EXERCISE INSTRUCTIONS >>
In this exercise, return the whole listing exactly, excluding any images.

DATASET EXCERPT >>
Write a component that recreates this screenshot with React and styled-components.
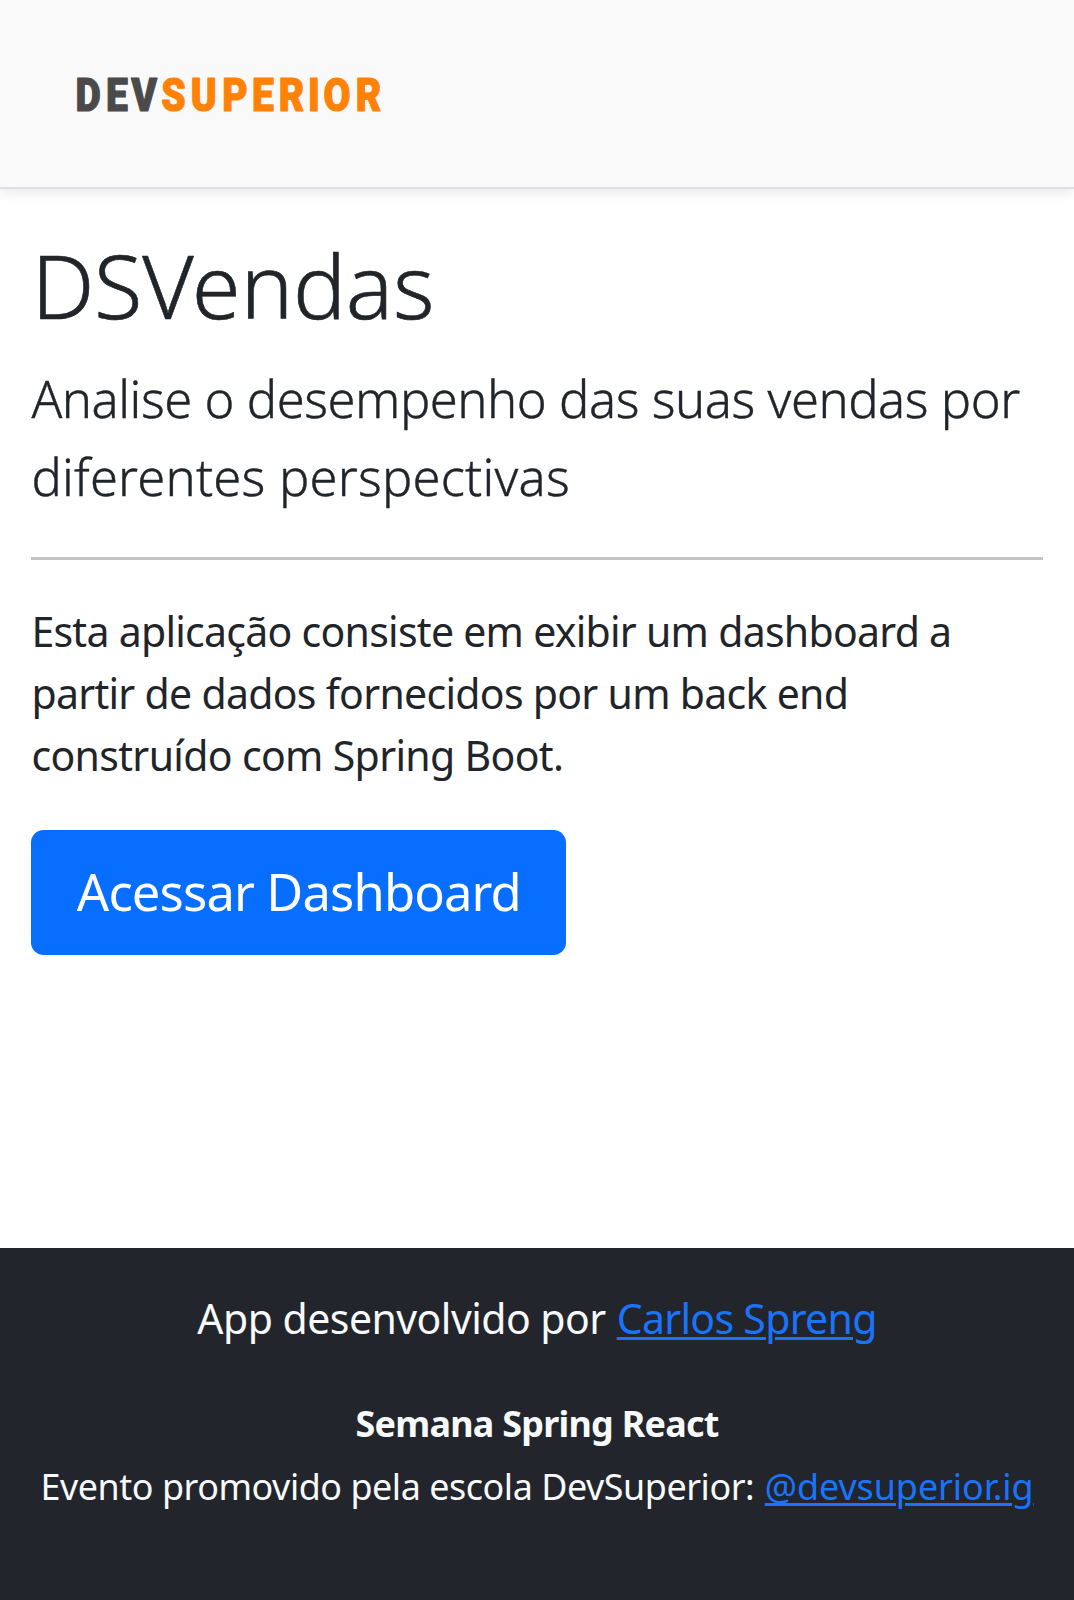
import React from "react";
import styled, { createGlobalStyle } from "styled-components";

const GlobalStyle = createGlobalStyle`
  *, *::before, *::after { box-sizing: border-box; }
  body {
    margin: 0;
    background: #fff;
    color: #212529;
    font-family: "Noto Sans", "Open Sans", sans-serif;
    font-size: 41px;
    line-height: 62.8px;
  }
`;

const Page = styled.div`
  display: flex;
  flex-direction: column;
  height: 1600px;
  overflow: hidden;
`;

const Header = styled.header`
  flex: none;
  display: flex;
  align-items: center;
  height: 189px;
  padding: 0 60px;
  background: #f9f9f9;
  border-bottom: 2px solid #dfdfea;
  box-shadow: 0 4px 12px rgba(0, 0, 0, 0.09);
`;

const Logo = styled.svg`
  display: block;
  width: 340px;
  height: 80px;
  overflow: visible;
  font-family: Roboto, sans-serif;
  font-weight: 900;
  font-size: 46.5px;
  text-anchor: middle;
  stroke-width: 1.2;
  stroke-linejoin: round;
`;

const Main = styled.main`
  flex: 1;
  padding: 41.5px 31.4px 0;
`;

const Line = styled.span`
  display: block;
  white-space: nowrap;
  letter-spacing: ${(p) => p.$track || 0}px;
`;

const Title = styled.h1`
  margin: 0 0 21px;
  font-size: 88.5px;
  font-weight: 300;
  line-height: 108.5px;
  -webkit-text-stroke: 0.6px currentColor;
`;

const Lead = styled.p`
  margin: 0 0 41px;
  font-size: 50.7px;
  font-weight: 300;
  line-height: 78px;
  -webkit-text-stroke: 0.4px currentColor;
`;

const Divider = styled.hr`
  height: 2.6px;
  margin: 0 0 40px;
  border: 0;
  background: #c4c5c6;
`;

const Text = styled.p`
  margin: 0 0 43px;
  line-height: 62.4px;
`;

const Button = styled.a`
  display: flex;
  align-items: center;
  justify-content: center;
  width: 535px;
  height: 125px;
  border-radius: 12.5px;
  background: #076eff;
  color: #fff;
  font-size: 50.7px;
  text-decoration: none;
`;

const Footer = styled.footer`
  flex: none;
  height: 352.5px;
  padding-top: 39.5px;
  background: #22252c;
  color: #f8f9fa;
  text-align: center;
`;

const Credit = styled.p`
  display: flex;
  justify-content: center;
  gap: ${(p) => p.$gap || 0}px;
  margin: 0 0 ${(p) => p.$after || 0}px;
  font-size: ${(p) => p.$size}px;
  font-weight: ${(p) => (p.$bold ? 700 : 400)};
  line-height: 62.4px;
`;

const Link = styled.a`
  color: #1a74fb;
  white-space: nowrap;
  letter-spacing: ${(p) => p.$track || 0}px;
  text-decoration: underline;
  text-decoration-thickness: 2.6px;
  text-underline-offset: 3px;
`;

// The wordmark's letters are condensed: each is centred on its own x.
const CONDENSE = 0.84;
const spread = (centers) => centers.map((x) => (x / CONDENSE).toFixed(1)).join(" ");

function Wordmark() {
  return (
    <Logo viewBox="60 54 340 80" role="img" aria-label="DevSuperior">
      <text y="111.2" transform={`scale(${CONDENSE} 1)`}>
        <tspan fill="#4a4a4a" stroke="#4a4a4a" x={spread([88, 117, 144.2])}>DEV</tspan>
        <tspan fill="#ff8206" stroke="#ff8206" x={spread([173.5, 203.8, 235, 263, 291.6, 314, 337, 368.4])}>SUPERIOR</tspan>
      </text>
    </Logo>
  );
}

export default function App() {
  return (
    <Page>
      <GlobalStyle />
      <Header>
        <Wordmark />
      </Header>
      <Main>
        <Title><Line $track={-0.2}>DSVendas</Line></Title>
        <Lead>
          <Line $track={-0.45}>Analise o desempenho das suas vendas por</Line>
          <Line $track={0.22}>diferentes perspectivas</Line>
        </Lead>
        <Divider />
        <Text>
          <Line $track={-0.73}>Esta aplicação consiste em exibir um dashboard a</Line>
          <Line $track={-0.71}>partir de dados fornecidos por um back end</Line>
          <Line $track={-0.66}>construído com Spring Boot.</Line>
        </Text>
        <Button href="#dashboard"><Line $track={-0.87}>Acessar Dashboard</Line></Button>
      </Main>
      <Footer>
        <Credit $size={41} $after={44} $gap={11}>
          <Line $track={-0.53}>App desenvolvido por</Line>
          <Link href="#autor" $track={-0.7}>Carlos Spreng</Link>
        </Credit>
        <Credit $size={35.9} $bold><Line $track={-0.73}>Semana Spring React</Line></Credit>
        <Credit $size={35.9} $gap={10.5}>
          <Line $track={-0.45}>Evento promovido pela escola DevSuperior:</Line>
          <Link href="#devsuperior" $track={-0.05}>@devsuperior.ig</Link>
        </Credit>
      </Footer>
    </Page>
  );
}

ANSWER IN FULL >>
Write a component that recreates this screenshot with React and styled-components.
import React from "react";
import styled, { createGlobalStyle } from "styled-components";

const GlobalStyle = createGlobalStyle`
  *, *::before, *::after { box-sizing: border-box; }
  body {
    margin: 0;
    background: #fff;
    color: #212529;
    font-family: "Noto Sans", "Open Sans", sans-serif;
    font-size: 41px;
    line-height: 62.8px;
  }
`;

const Page = styled.div`
  display: flex;
  flex-direction: column;
  height: 1600px;
  overflow: hidden;
`;

const Header = styled.header`
  flex: none;
  display: flex;
  align-items: center;
  height: 189px;
  padding: 0 60px;
  background: #f9f9f9;
  border-bottom: 2px solid #dfdfea;
  box-shadow: 0 4px 12px rgba(0, 0, 0, 0.09);
`;

const Logo = styled.svg`
  display: block;
  width: 340px;
  height: 80px;
  overflow: visible;
  font-family: Roboto, sans-serif;
  font-weight: 900;
  font-size: 46.5px;
  text-anchor: middle;
  stroke-width: 1.2;
  stroke-linejoin: round;
`;

const Main = styled.main`
  flex: 1;
  padding: 41.5px 31.4px 0;
`;

const Line = styled.span`
  display: block;
  white-space: nowrap;
  letter-spacing: ${(p) => p.$track || 0}px;
`;

const Title = styled.h1`
  margin: 0 0 21px;
  font-size: 88.5px;
  font-weight: 300;
  line-height: 108.5px;
  -webkit-text-stroke: 0.6px currentColor;
`;

const Lead = styled.p`
  margin: 0 0 41px;
  font-size: 50.7px;
  font-weight: 300;
  line-height: 78px;
  -webkit-text-stroke: 0.4px currentColor;
`;

const Divider = styled.hr`
  height: 2.6px;
  margin: 0 0 40px;
  border: 0;
  background: #c4c5c6;
`;

const Text = styled.p`
  margin: 0 0 43px;
  line-height: 62.4px;
`;

const Button = styled.a`
  display: flex;
  align-items: center;
  justify-content: center;
  width: 535px;
  height: 125px;
  border-radius: 12.5px;
  background: #076eff;
  color: #fff;
  font-size: 50.7px;
  text-decoration: none;
`;

const Footer = styled.footer`
  flex: none;
  height: 352.5px;
  padding-top: 39.5px;
  background: #22252c;
  color: #f8f9fa;
  text-align: center;
`;

const Credit = styled.p`
  display: flex;
  justify-content: center;
  gap: ${(p) => p.$gap || 0}px;
  margin: 0 0 ${(p) => p.$after || 0}px;
  font-size: ${(p) => p.$size}px;
  font-weight: ${(p) => (p.$bold ? 700 : 400)};
  line-height: 62.4px;
`;

const Link = styled.a`
  color: #1a74fb;
  white-space: nowrap;
  letter-spacing: ${(p) => p.$track || 0}px;
  text-decoration: underline;
  text-decoration-thickness: 2.6px;
  text-underline-offset: 3px;
`;

// The wordmark's letters are condensed: each is centred on its own x.
const CONDENSE = 0.84;
const spread = (centers) => centers.map((x) => (x / CONDENSE).toFixed(1)).join(" ");

function Wordmark() {
  return (
    <Logo viewBox="60 54 340 80" role="img" aria-label="DevSuperior">
      <text y="111.2" transform={`scale(${CONDENSE} 1)`}>
        <tspan fill="#4a4a4a" stroke="#4a4a4a" x={spread([88, 117, 144.2])}>DEV</tspan>
        <tspan fill="#ff8206" stroke="#ff8206" x={spread([173.5, 203.8, 235, 263, 291.6, 314, 337, 368.4])}>SUPERIOR</tspan>
      </text>
    </Logo>
  );
}

export default function App() {
  return (
    <Page>
      <GlobalStyle />
      <Header>
        <Wordmark />
      </Header>
      <Main>
        <Title><Line $track={-0.2}>DSVendas</Line></Title>
        <Lead>
          <Line $track={-0.45}>Analise o desempenho das suas vendas por</Line>
          <Line $track={0.22}>diferentes perspectivas</Line>
        </Lead>
        <Divider />
        <Text>
          <Line $track={-0.73}>Esta aplicação consiste em exibir um dashboard a</Line>
          <Line $track={-0.71}>partir de dados fornecidos por um back end</Line>
          <Line $track={-0.66}>construído com Spring Boot.</Line>
        </Text>
        <Button href="#dashboard"><Line $track={-0.87}>Acessar Dashboard</Line></Button>
      </Main>
      <Footer>
        <Credit $size={41} $after={44} $gap={11}>
          <Line $track={-0.53}>App desenvolvido por</Line>
          <Link href="#autor" $track={-0.7}>Carlos Spreng</Link>
        </Credit>
        <Credit $size={35.9} $bold><Line $track={-0.73}>Semana Spring React</Line></Credit>
        <Credit $size={35.9} $gap={10.5}>
          <Line $track={-0.45}>Evento promovido pela escola DevSuperior:</Line>
          <Link href="#devsuperior" $track={-0.05}>@devsuperior.ig</Link>
        </Credit>
      </Footer>
    </Page>
  );
}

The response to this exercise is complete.